■ **GOAL OF THE EXERCISE**
Return the data exactly, with all pictures removed.

■ **DATASET EXTRACT**

══════════════════════════════

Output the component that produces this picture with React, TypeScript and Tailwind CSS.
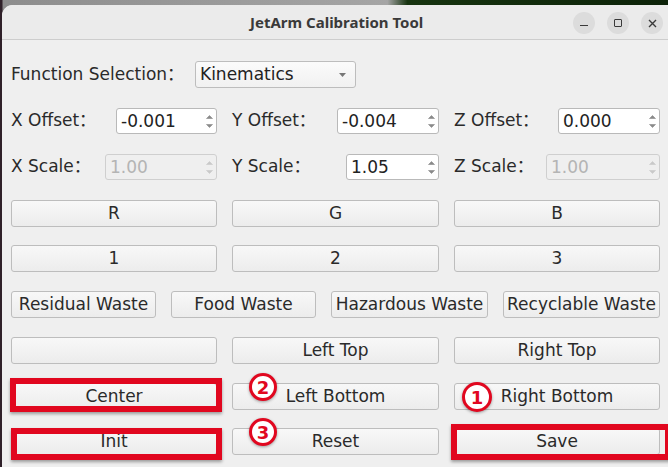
import React from "react";

const font = { fontFamily: '"DejaVu Sans", "Noto Sans CJK SC", sans-serif' };

function Arrows({ disabled }: { disabled?: boolean }) {
  const c = disabled ? "#c9c9c9" : "#8a8a8a";
  return (
    <div className="flex w-[14px] flex-col items-center justify-center gap-[5px]">
      <svg width="7" height="4" viewBox="0 0 7 4">
        <path d="M0.5 3.5 L3.5 0.5 L6.5 3.5 Z" fill={c} stroke={c} strokeWidth="0.6" />
      </svg>
      <svg width="7" height="4" viewBox="0 0 7 4">
        <path d="M0.5 0.5 L3.5 3.5 L6.5 0.5 Z" fill={c} stroke={c} strokeWidth="0.6" />
      </svg>
    </div>
  );
}

function SpinBox({ value, w, disabled }: { value: string; w: string; disabled?: boolean }) {
  return (
    <div
      className={`flex h-[26px] ${w} rounded-[3px] border ${
        disabled ? "border-[#cfcfcf] bg-[#efefef] text-[#b4b4b4]" : "border-[#b9b9b9] bg-white text-[#222]"
      }`}
    >
      <span className="flex-1 pl-[4px] text-[17px] leading-[24px]">{value}</span>
      <Arrows disabled={disabled} />
    </div>
  );
}

function Btn({ children, className = "" }: { children?: React.ReactNode; className?: string }) {
  return (
    <div
      className={`flex h-[27px] items-center justify-center rounded-[3px] border border-[#bdbdbd] bg-[linear-gradient(#f8f8f8,#ececec)] text-[17px] text-[#2a2a2a] ${className}`}
    >
      {children}
    </div>
  );
}

function Label({ children }: { children: React.ReactNode }) {
  return <span className="text-[17px] text-[#2a2a2a]">{children}</span>;
}

function Badge({ n, className }: { n: string; className: string }) {
  return (
    <div
      className={`absolute flex items-center justify-center rounded-full border-[3px] border-[#e1071f] bg-white text-[18px] font-bold text-[#e1071f] shadow-[0_1px_3px_rgba(0,0,0,0.35)] ${className}`}
    >
      {n}
    </div>
  );
}

export default function App() {
  return (
    <div
      className="relative h-[467px] w-[668px] overflow-hidden bg-[linear-gradient(90deg,#2f2029_0px,#2f2029_2px,#8d8d8d_3px,#a5a5a5_58%,#173410_61%,#0c2208_100%)] pl-[2px] pt-[5px]"
      style={font}
    >
      <div className="h-[480px] w-[680px] overflow-hidden rounded-t-[11px] bg-[#efefef]">
        {/* title bar */}
        <div className="relative flex h-[35px] items-center border-b border-[#cdcdcd] bg-[#ebebeb] pl-[248px]">
          <span className="text-[15px] font-bold text-[#3a3a3a]" style={{ fontFamily: '"Noto Sans", sans-serif' }}>
            JetArm Calibration Tool
          </span>
          <div className="absolute left-[571px] top-[7px] flex gap-[12px]">
            <div className="flex h-[22px] w-[22px] items-center justify-center rounded-full bg-[#dcdcdc]">
              <div className="mt-[5px] h-[1.5px] w-[8px] bg-[#3a3a3a]" />
            </div>
            <div className="flex h-[22px] w-[22px] items-center justify-center rounded-full bg-[#dcdcdc]">
              <div className="h-[8px] w-[8px] rounded-[1px] border-[1.5px] border-[#3a3a3a]" />
            </div>
            <div className="flex h-[22px] w-[22px] items-center justify-center rounded-full bg-[#dcdcdc]">
              <svg width="9" height="9" viewBox="0 0 9 9">
                <path d="M1 1 L8 8 M8 1 L1 8" stroke="#3a3a3a" strokeWidth="1.4" />
              </svg>
            </div>
          </div>
        </div>

        {/* body */}
        <div className="relative pl-[9px] pt-[21px]">
          <div className="flex h-[27px] items-center">
            <div className="w-[184px]">
              <Label>Function Selection：</Label>
            </div>
            <div className="flex h-[27px] w-[161px] items-center justify-between rounded-[3px] border border-[#bdbdbd] bg-[linear-gradient(#fbfbfb,#f1f1f1)] pl-[4px] pr-[9px]">
              <span className="text-[17px] text-[#222]">Kinematics</span>
              <svg width="7" height="4" viewBox="0 0 7 4">
                <path d="M0 0 L7 0 L3.5 4 Z" fill="#777" />
              </svg>
            </div>
          </div>

          <div className="mt-[20px] grid grid-cols-[206px_207px_206px] gap-x-[15px]">
            <div className="flex items-center justify-between">
              <Label>X Offset：</Label>
              <SpinBox value="-0.001" w="w-[101px]" />
            </div>
            <div className="flex items-center justify-between">
              <Label>Y Offset：</Label>
              <SpinBox value="-0.004" w="w-[102px]" />
            </div>
            <div className="flex items-center justify-between">
              <Label>Z Offset：</Label>
              <SpinBox value="0.000" w="w-[102px]" />
            </div>
          </div>

          <div className="mt-[20px] grid grid-cols-[206px_207px_206px] gap-x-[15px]">
            <div className="flex items-center justify-between">
              <Label>X Scale：</Label>
              <SpinBox value="1.00" w="w-[112px]" disabled />
            </div>
            <div className="flex items-center justify-between">
              <Label>Y Scale：</Label>
              <SpinBox value="1.05" w="w-[93px]" />
            </div>
            <div className="flex items-center justify-between">
              <Label>Z Scale：</Label>
              <SpinBox value="1.00" w="w-[114px]" disabled />
            </div>
          </div>

          <div className="mt-[20px] grid grid-cols-[206px_207px_206px] gap-x-[15px]">
            <Btn>R</Btn>
            <Btn>G</Btn>
            <Btn>B</Btn>
          </div>

          <div className="mt-[18px] grid grid-cols-[206px_207px_206px] gap-x-[15px]">
            <Btn>1</Btn>
            <Btn>2</Btn>
            <Btn>3</Btn>
          </div>

          <div className="mt-[19px] grid grid-cols-[145px_145px_157px_157px] gap-x-[15px]">
            <Btn>Residual Waste</Btn>
            <Btn>Food Waste</Btn>
            <Btn>Hazardous Waste</Btn>
            <Btn>Recyclable Waste</Btn>
          </div>

          <div className="mt-[19px] grid grid-cols-[206px_207px_206px] gap-x-[15px]">
            <Btn />
            <Btn>Left Top</Btn>
            <Btn>Right Top</Btn>
          </div>

          <div className="mt-[19px] grid grid-cols-[206px_207px_206px] gap-x-[15px]">
            <Btn>Center</Btn>
            <Btn>Left Bottom</Btn>
            <Btn>Right Bottom</Btn>
          </div>

          <div className="mt-[18px] grid grid-cols-[206px_207px_206px] gap-x-[15px]">
            <Btn>Init</Btn>
            <Btn>Reset</Btn>
            <Btn>Save</Btn>
          </div>

          {/* annotations */}
          <div className="absolute left-[8px] top-[338px] h-[34px] w-[212px] border-[6px] border-[#e1071f] shadow-[0_2px_3px_rgba(0,0,0,0.35)]" />
          <div className="absolute left-[9px] top-[388px] h-[32px] w-[211px] border-[6px] border-[#e1071f] shadow-[0_2px_3px_rgba(0,0,0,0.35)]" />
          <div className="absolute left-[449px] top-[384px] h-[36px] w-[220px] border-[6px] border-[#e1071f] shadow-[0_2px_3px_rgba(0,0,0,0.35)]" />
          <Badge n="2" className="left-[247px] top-[333px] h-[28px] w-[28px]" />
          <Badge n="3" className="left-[247px] top-[378px] h-[28px] w-[28px]" />
          <Badge n="1" className="left-[460px] top-[342px] h-[30px] w-[30px]" />
        </div>
      </div>
    </div>
  );
}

══════════════════════════════

■ **ANSWER TO THIS TASK**
Output the component that produces this picture with React, TypeScript and Tailwind CSS.
import React from "react";

const font = { fontFamily: '"DejaVu Sans", "Noto Sans CJK SC", sans-serif' };

function Arrows({ disabled }: { disabled?: boolean }) {
  const c = disabled ? "#c9c9c9" : "#8a8a8a";
  return (
    <div className="flex w-[14px] flex-col items-center justify-center gap-[5px]">
      <svg width="7" height="4" viewBox="0 0 7 4">
        <path d="M0.5 3.5 L3.5 0.5 L6.5 3.5 Z" fill={c} stroke={c} strokeWidth="0.6" />
      </svg>
      <svg width="7" height="4" viewBox="0 0 7 4">
        <path d="M0.5 0.5 L3.5 3.5 L6.5 0.5 Z" fill={c} stroke={c} strokeWidth="0.6" />
      </svg>
    </div>
  );
}

function SpinBox({ value, w, disabled }: { value: string; w: string; disabled?: boolean }) {
  return (
    <div
      className={`flex h-[26px] ${w} rounded-[3px] border ${
        disabled ? "border-[#cfcfcf] bg-[#efefef] text-[#b4b4b4]" : "border-[#b9b9b9] bg-white text-[#222]"
      }`}
    >
      <span className="flex-1 pl-[4px] text-[17px] leading-[24px]">{value}</span>
      <Arrows disabled={disabled} />
    </div>
  );
}

function Btn({ children, className = "" }: { children?: React.ReactNode; className?: string }) {
  return (
    <div
      className={`flex h-[27px] items-center justify-center rounded-[3px] border border-[#bdbdbd] bg-[linear-gradient(#f8f8f8,#ececec)] text-[17px] text-[#2a2a2a] ${className}`}
    >
      {children}
    </div>
  );
}

function Label({ children }: { children: React.ReactNode }) {
  return <span className="text-[17px] text-[#2a2a2a]">{children}</span>;
}

function Badge({ n, className }: { n: string; className: string }) {
  return (
    <div
      className={`absolute flex items-center justify-center rounded-full border-[3px] border-[#e1071f] bg-white text-[18px] font-bold text-[#e1071f] shadow-[0_1px_3px_rgba(0,0,0,0.35)] ${className}`}
    >
      {n}
    </div>
  );
}

export default function App() {
  return (
    <div
      className="relative h-[467px] w-[668px] overflow-hidden bg-[linear-gradient(90deg,#2f2029_0px,#2f2029_2px,#8d8d8d_3px,#a5a5a5_58%,#173410_61%,#0c2208_100%)] pl-[2px] pt-[5px]"
      style={font}
    >
      <div className="h-[480px] w-[680px] overflow-hidden rounded-t-[11px] bg-[#efefef]">
        {/* title bar */}
        <div className="relative flex h-[35px] items-center border-b border-[#cdcdcd] bg-[#ebebeb] pl-[248px]">
          <span className="text-[15px] font-bold text-[#3a3a3a]" style={{ fontFamily: '"Noto Sans", sans-serif' }}>
            JetArm Calibration Tool
          </span>
          <div className="absolute left-[571px] top-[7px] flex gap-[12px]">
            <div className="flex h-[22px] w-[22px] items-center justify-center rounded-full bg-[#dcdcdc]">
              <div className="mt-[5px] h-[1.5px] w-[8px] bg-[#3a3a3a]" />
            </div>
            <div className="flex h-[22px] w-[22px] items-center justify-center rounded-full bg-[#dcdcdc]">
              <div className="h-[8px] w-[8px] rounded-[1px] border-[1.5px] border-[#3a3a3a]" />
            </div>
            <div className="flex h-[22px] w-[22px] items-center justify-center rounded-full bg-[#dcdcdc]">
              <svg width="9" height="9" viewBox="0 0 9 9">
                <path d="M1 1 L8 8 M8 1 L1 8" stroke="#3a3a3a" strokeWidth="1.4" />
              </svg>
            </div>
          </div>
        </div>

        {/* body */}
        <div className="relative pl-[9px] pt-[21px]">
          <div className="flex h-[27px] items-center">
            <div className="w-[184px]">
              <Label>Function Selection：</Label>
            </div>
            <div className="flex h-[27px] w-[161px] items-center justify-between rounded-[3px] border border-[#bdbdbd] bg-[linear-gradient(#fbfbfb,#f1f1f1)] pl-[4px] pr-[9px]">
              <span className="text-[17px] text-[#222]">Kinematics</span>
              <svg width="7" height="4" viewBox="0 0 7 4">
                <path d="M0 0 L7 0 L3.5 4 Z" fill="#777" />
              </svg>
            </div>
          </div>

          <div className="mt-[20px] grid grid-cols-[206px_207px_206px] gap-x-[15px]">
            <div className="flex items-center justify-between">
              <Label>X Offset：</Label>
              <SpinBox value="-0.001" w="w-[101px]" />
            </div>
            <div className="flex items-center justify-between">
              <Label>Y Offset：</Label>
              <SpinBox value="-0.004" w="w-[102px]" />
            </div>
            <div className="flex items-center justify-between">
              <Label>Z Offset：</Label>
              <SpinBox value="0.000" w="w-[102px]" />
            </div>
          </div>

          <div className="mt-[20px] grid grid-cols-[206px_207px_206px] gap-x-[15px]">
            <div className="flex items-center justify-between">
              <Label>X Scale：</Label>
              <SpinBox value="1.00" w="w-[112px]" disabled />
            </div>
            <div className="flex items-center justify-between">
              <Label>Y Scale：</Label>
              <SpinBox value="1.05" w="w-[93px]" />
            </div>
            <div className="flex items-center justify-between">
              <Label>Z Scale：</Label>
              <SpinBox value="1.00" w="w-[114px]" disabled />
            </div>
          </div>

          <div className="mt-[20px] grid grid-cols-[206px_207px_206px] gap-x-[15px]">
            <Btn>R</Btn>
            <Btn>G</Btn>
            <Btn>B</Btn>
          </div>

          <div className="mt-[18px] grid grid-cols-[206px_207px_206px] gap-x-[15px]">
            <Btn>1</Btn>
            <Btn>2</Btn>
            <Btn>3</Btn>
          </div>

          <div className="mt-[19px] grid grid-cols-[145px_145px_157px_157px] gap-x-[15px]">
            <Btn>Residual Waste</Btn>
            <Btn>Food Waste</Btn>
            <Btn>Hazardous Waste</Btn>
            <Btn>Recyclable Waste</Btn>
          </div>

          <div className="mt-[19px] grid grid-cols-[206px_207px_206px] gap-x-[15px]">
            <Btn />
            <Btn>Left Top</Btn>
            <Btn>Right Top</Btn>
          </div>

          <div className="mt-[19px] grid grid-cols-[206px_207px_206px] gap-x-[15px]">
            <Btn>Center</Btn>
            <Btn>Left Bottom</Btn>
            <Btn>Right Bottom</Btn>
          </div>

          <div className="mt-[18px] grid grid-cols-[206px_207px_206px] gap-x-[15px]">
            <Btn>Init</Btn>
            <Btn>Reset</Btn>
            <Btn>Save</Btn>
          </div>

          {/* annotations */}
          <div className="absolute left-[8px] top-[338px] h-[34px] w-[212px] border-[6px] border-[#e1071f] shadow-[0_2px_3px_rgba(0,0,0,0.35)]" />
          <div className="absolute left-[9px] top-[388px] h-[32px] w-[211px] border-[6px] border-[#e1071f] shadow-[0_2px_3px_rgba(0,0,0,0.35)]" />
          <div className="absolute left-[449px] top-[384px] h-[36px] w-[220px] border-[6px] border-[#e1071f] shadow-[0_2px_3px_rgba(0,0,0,0.35)]" />
          <Badge n="2" className="left-[247px] top-[333px] h-[28px] w-[28px]" />
          <Badge n="3" className="left-[247px] top-[378px] h-[28px] w-[28px]" />
          <Badge n="1" className="left-[460px] top-[342px] h-[30px] w-[30px]" />
        </div>
      </div>
    </div>
  );
}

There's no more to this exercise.